While some parts of the pop music industry eagerly embraced the new sounds of disco, in other quarters there was resistance. The legendary Motown label was one stalwart that seemed slow to realize the importance of the new sound of disco. The Jackson 5's "Forever Came Today" is the sound of the group saying goodbye to Motown. A label change would allow the Jackson brothers to embrace contemporary sounds and see their stars soar even higher in the latter part of the decade.
Ron Butler and the Ramblers - "Peace and Love" (Playboy)
Ron Butler was a well known musician from the Bahamas who recorded for the Playboy Records label, a project of Playboy Enterprises.
Crown Heights Affair - "Dreaming a Dream" (De-Lite)
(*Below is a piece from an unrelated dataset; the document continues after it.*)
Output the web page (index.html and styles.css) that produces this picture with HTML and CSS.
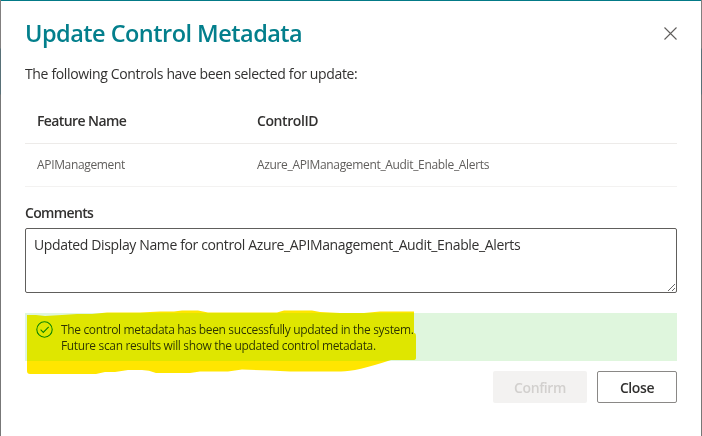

Crown Heights Affair first came together in Brooklyn in the late 1960s. By the early 1970s they evolved into a funk band. With "Dreaming a Dream" they embraced the disco boom with an extended disco mix of the song that found a strongly appreciative audience in discos.
Gary Toms Empire - "7-6-5-4-3-2-1 (Blow Your Whistle)" (PIP)
The Gary Toms Empire exploded out of New York with this infectious hit. The career of Gary Toms faltered when his parent label Pickwick folded in 1976. He was never able to regain the same level of success with disco audiences.
Jackson Five - "Forever Came Today" (Motown)
The song "Forever Came Today" was first a minor hit for the Supremes in 1968. Motown had the Jackson Five record it at a time in which the brothers were making plans to leave Motown. It was a much bigger success with disco fans than general pop audiences.
Reflections - "Three Steps From True Love" (Capitol)
The Reflections vocal group first gained significant attention singing backup for Melba Moore on a 1972 concert tour. "Three Steps From True Love" is their one major hit single.
Tapestry - "Life Is What You Make It" (Capitol)
Tapestry were a Philly soul duo who recorded for Capitol in the mid 1970s. The song was written and produced by John Davis who would have success with disco audiences leading the Monster Orchestra. Tom Moulton remixed the song for use in discos.
Retta Young - "Sending Out An S.O.S." (All Platinum)
Retta Young's "Sending Out An S.O.S." layers lush disco strings over a funky foundation. It uses the gimmick of morse code bleeps to match the S.O.S. theme. Retta Young recorded for All Platinum Records which was operated by Sylvia Robinson and her husband Joe Robinson. They would later start the subsidiary Sugar Hill Records which played a seminal role in early hip hop.